Begin at the first line and end at the line containing "type ButtonProps = ButtonHTMLAttributes<HTMLButtonElement>". Extract exactly those lines.

### Provided data
================

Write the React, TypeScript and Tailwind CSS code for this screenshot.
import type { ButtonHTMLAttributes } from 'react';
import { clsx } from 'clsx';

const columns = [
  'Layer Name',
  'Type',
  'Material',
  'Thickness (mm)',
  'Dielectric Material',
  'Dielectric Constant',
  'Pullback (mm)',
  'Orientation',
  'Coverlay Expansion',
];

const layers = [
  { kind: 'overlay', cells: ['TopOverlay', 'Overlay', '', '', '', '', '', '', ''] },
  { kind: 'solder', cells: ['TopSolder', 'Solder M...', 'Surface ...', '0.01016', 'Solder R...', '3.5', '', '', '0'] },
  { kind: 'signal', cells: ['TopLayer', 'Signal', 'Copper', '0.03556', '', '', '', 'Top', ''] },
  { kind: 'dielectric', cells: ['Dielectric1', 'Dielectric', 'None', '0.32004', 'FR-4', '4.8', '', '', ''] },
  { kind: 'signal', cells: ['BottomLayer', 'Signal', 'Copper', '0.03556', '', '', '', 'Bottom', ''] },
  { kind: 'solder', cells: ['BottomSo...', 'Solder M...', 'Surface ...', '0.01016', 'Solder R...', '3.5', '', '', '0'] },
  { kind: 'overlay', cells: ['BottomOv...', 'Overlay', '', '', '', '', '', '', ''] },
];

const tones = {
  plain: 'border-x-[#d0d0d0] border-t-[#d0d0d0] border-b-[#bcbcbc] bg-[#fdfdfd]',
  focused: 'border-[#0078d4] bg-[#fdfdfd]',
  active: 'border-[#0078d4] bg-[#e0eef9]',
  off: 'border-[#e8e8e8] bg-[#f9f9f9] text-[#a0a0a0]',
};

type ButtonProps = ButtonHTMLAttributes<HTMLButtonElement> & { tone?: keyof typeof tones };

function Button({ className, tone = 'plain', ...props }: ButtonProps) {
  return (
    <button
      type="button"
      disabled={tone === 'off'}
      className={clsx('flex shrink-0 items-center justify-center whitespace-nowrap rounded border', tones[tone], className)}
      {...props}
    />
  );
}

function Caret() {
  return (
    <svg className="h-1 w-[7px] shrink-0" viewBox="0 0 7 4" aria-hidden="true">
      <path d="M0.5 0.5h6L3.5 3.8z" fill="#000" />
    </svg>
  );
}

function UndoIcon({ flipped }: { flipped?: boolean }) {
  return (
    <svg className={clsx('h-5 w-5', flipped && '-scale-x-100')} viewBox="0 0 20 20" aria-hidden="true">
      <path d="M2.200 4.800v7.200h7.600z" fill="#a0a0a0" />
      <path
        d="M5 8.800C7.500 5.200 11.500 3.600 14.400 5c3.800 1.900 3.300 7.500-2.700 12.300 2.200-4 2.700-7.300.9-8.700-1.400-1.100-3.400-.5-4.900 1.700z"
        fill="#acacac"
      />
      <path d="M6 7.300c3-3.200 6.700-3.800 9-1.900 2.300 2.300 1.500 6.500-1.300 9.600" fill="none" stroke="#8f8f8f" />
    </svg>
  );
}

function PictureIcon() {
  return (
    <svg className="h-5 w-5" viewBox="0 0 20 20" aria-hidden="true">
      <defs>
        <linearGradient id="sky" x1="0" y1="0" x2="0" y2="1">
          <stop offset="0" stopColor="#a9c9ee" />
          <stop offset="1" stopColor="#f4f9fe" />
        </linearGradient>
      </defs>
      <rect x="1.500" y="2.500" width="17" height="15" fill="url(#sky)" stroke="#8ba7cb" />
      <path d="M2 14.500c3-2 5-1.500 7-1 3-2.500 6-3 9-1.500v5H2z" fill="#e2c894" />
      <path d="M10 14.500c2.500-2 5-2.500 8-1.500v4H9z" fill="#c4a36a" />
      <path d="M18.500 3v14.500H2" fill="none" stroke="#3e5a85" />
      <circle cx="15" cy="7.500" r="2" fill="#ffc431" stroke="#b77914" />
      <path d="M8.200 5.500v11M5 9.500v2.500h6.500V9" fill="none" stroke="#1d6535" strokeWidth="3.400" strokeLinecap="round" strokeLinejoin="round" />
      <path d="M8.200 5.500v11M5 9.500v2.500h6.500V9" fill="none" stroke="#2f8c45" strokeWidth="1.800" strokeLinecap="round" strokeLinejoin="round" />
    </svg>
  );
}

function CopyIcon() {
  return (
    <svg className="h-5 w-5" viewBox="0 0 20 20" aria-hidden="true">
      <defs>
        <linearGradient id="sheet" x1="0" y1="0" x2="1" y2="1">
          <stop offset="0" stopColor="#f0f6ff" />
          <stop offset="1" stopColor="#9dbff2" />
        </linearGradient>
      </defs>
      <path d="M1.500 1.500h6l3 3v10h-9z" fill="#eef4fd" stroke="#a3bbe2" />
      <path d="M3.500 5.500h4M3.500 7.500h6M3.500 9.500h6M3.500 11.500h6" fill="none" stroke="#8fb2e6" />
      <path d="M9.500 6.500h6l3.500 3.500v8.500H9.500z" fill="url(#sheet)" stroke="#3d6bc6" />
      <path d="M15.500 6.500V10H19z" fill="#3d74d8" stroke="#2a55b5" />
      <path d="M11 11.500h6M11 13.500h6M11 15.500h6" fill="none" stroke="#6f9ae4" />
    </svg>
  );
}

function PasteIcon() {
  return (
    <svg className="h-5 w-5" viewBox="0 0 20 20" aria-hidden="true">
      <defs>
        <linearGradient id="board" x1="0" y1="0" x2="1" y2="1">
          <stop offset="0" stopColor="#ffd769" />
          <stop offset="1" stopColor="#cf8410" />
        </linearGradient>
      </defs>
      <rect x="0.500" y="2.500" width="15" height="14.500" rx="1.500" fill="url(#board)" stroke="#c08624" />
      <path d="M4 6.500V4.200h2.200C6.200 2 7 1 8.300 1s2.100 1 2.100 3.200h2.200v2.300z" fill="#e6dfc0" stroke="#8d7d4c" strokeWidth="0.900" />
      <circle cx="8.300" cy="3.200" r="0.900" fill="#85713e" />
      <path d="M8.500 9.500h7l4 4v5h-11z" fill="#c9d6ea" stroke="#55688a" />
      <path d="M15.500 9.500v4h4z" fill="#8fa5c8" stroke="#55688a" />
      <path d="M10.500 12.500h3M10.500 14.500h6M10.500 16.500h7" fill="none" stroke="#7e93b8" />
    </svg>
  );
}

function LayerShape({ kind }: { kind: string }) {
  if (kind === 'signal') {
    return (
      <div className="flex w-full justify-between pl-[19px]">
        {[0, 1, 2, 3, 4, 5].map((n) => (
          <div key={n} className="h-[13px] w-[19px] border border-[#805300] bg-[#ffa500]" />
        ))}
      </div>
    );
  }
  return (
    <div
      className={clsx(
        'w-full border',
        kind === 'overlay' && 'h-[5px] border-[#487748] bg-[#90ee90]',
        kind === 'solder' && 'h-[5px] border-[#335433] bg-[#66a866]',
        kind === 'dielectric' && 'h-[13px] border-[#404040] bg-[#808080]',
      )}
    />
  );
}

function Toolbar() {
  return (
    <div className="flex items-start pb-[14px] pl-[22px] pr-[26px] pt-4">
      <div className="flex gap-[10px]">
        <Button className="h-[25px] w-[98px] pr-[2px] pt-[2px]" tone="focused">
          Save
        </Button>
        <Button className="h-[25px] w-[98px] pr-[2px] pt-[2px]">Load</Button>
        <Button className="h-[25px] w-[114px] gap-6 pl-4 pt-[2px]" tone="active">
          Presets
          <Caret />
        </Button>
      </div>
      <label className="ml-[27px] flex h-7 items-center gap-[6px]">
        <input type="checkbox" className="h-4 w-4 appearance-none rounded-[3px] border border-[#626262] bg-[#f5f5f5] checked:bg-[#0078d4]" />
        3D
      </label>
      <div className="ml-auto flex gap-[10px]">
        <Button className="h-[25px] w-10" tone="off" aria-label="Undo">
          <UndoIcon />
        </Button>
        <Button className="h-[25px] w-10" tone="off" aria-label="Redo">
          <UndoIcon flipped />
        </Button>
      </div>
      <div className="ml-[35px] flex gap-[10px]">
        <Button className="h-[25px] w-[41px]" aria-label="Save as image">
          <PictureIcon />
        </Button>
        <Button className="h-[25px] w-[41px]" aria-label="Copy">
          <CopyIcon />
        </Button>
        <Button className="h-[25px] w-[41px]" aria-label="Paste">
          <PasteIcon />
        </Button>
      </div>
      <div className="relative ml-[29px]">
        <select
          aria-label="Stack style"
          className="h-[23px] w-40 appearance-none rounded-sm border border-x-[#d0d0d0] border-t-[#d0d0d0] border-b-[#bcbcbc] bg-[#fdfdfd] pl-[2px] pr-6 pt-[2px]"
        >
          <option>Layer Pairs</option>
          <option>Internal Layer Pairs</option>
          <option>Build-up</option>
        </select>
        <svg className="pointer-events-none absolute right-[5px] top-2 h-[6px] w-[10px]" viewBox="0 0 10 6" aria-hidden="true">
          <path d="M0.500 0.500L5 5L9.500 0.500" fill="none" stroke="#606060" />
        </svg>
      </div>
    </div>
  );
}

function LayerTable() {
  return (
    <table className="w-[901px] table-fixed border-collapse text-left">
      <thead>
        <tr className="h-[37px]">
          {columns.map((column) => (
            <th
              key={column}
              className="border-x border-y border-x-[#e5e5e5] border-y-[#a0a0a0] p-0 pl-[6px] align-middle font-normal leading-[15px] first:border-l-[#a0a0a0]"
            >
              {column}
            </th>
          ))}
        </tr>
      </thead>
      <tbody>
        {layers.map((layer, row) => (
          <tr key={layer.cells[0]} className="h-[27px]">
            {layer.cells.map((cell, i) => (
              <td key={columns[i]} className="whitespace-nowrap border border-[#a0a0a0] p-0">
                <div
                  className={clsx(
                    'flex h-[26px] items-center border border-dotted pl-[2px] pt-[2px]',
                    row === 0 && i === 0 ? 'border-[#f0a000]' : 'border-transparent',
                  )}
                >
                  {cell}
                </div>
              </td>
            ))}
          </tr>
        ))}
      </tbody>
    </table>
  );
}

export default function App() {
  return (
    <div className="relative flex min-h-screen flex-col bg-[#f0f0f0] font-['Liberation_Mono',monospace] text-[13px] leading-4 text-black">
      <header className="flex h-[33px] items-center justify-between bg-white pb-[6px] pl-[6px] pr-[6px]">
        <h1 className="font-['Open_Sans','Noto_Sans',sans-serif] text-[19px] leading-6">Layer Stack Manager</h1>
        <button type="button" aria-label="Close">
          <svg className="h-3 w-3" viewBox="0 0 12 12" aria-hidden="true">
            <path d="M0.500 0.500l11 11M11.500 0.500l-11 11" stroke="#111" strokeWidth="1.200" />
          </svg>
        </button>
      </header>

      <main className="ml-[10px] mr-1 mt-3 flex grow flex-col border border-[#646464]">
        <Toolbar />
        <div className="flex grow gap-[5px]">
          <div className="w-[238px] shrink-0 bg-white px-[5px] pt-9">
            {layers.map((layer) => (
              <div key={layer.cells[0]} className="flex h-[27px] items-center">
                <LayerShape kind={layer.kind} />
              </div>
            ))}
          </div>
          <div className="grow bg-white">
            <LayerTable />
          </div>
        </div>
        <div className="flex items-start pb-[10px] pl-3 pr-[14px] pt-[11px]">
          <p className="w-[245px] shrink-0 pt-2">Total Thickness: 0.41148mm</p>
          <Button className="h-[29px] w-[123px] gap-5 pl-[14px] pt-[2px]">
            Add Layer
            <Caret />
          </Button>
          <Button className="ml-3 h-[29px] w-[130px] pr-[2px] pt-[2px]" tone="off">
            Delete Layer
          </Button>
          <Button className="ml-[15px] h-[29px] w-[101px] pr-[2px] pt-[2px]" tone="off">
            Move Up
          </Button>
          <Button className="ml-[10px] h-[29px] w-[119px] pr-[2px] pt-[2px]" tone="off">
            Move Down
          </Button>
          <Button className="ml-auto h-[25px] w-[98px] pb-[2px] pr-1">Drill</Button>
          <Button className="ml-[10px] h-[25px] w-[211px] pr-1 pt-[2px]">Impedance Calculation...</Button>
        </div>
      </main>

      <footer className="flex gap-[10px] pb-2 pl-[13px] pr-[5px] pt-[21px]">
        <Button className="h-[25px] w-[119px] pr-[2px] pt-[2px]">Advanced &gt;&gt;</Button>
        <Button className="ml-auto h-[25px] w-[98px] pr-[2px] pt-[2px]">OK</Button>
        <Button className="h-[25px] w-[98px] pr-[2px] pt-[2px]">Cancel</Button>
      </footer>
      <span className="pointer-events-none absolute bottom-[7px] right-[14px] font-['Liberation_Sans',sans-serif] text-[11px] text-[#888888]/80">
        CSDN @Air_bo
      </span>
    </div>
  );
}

================

### Solution
Write the React, TypeScript and Tailwind CSS code for this screenshot.
import type { ButtonHTMLAttributes } from 'react';
import { clsx } from 'clsx';

const columns = [
  'Layer Name',
  'Type',
  'Material',
  'Thickness (mm)',
  'Dielectric Material',
  'Dielectric Constant',
  'Pullback (mm)',
  'Orientation',
  'Coverlay Expansion',
];

const layers = [
  { kind: 'overlay', cells: ['TopOverlay', 'Overlay', '', '', '', '', '', '', ''] },
  { kind: 'solder', cells: ['TopSolder', 'Solder M...', 'Surface ...', '0.01016', 'Solder R...', '3.5', '', '', '0'] },
  { kind: 'signal', cells: ['TopLayer', 'Signal', 'Copper', '0.03556', '', '', '', 'Top', ''] },
  { kind: 'dielectric', cells: ['Dielectric1', 'Dielectric', 'None', '0.32004', 'FR-4', '4.8', '', '', ''] },
  { kind: 'signal', cells: ['BottomLayer', 'Signal', 'Copper', '0.03556', '', '', '', 'Bottom', ''] },
  { kind: 'solder', cells: ['BottomSo...', 'Solder M...', 'Surface ...', '0.01016', 'Solder R...', '3.5', '', '', '0'] },
  { kind: 'overlay', cells: ['BottomOv...', 'Overlay', '', '', '', '', '', '', ''] },
];

const tones = {
  plain: 'border-x-[#d0d0d0] border-t-[#d0d0d0] border-b-[#bcbcbc] bg-[#fdfdfd]',
  focused: 'border-[#0078d4] bg-[#fdfdfd]',
  active: 'border-[#0078d4] bg-[#e0eef9]',
  off: 'border-[#e8e8e8] bg-[#f9f9f9] text-[#a0a0a0]',
};

type ButtonProps = ButtonHTMLAttributes<HTMLButtonElement> & { tone?: keyof typeof tones };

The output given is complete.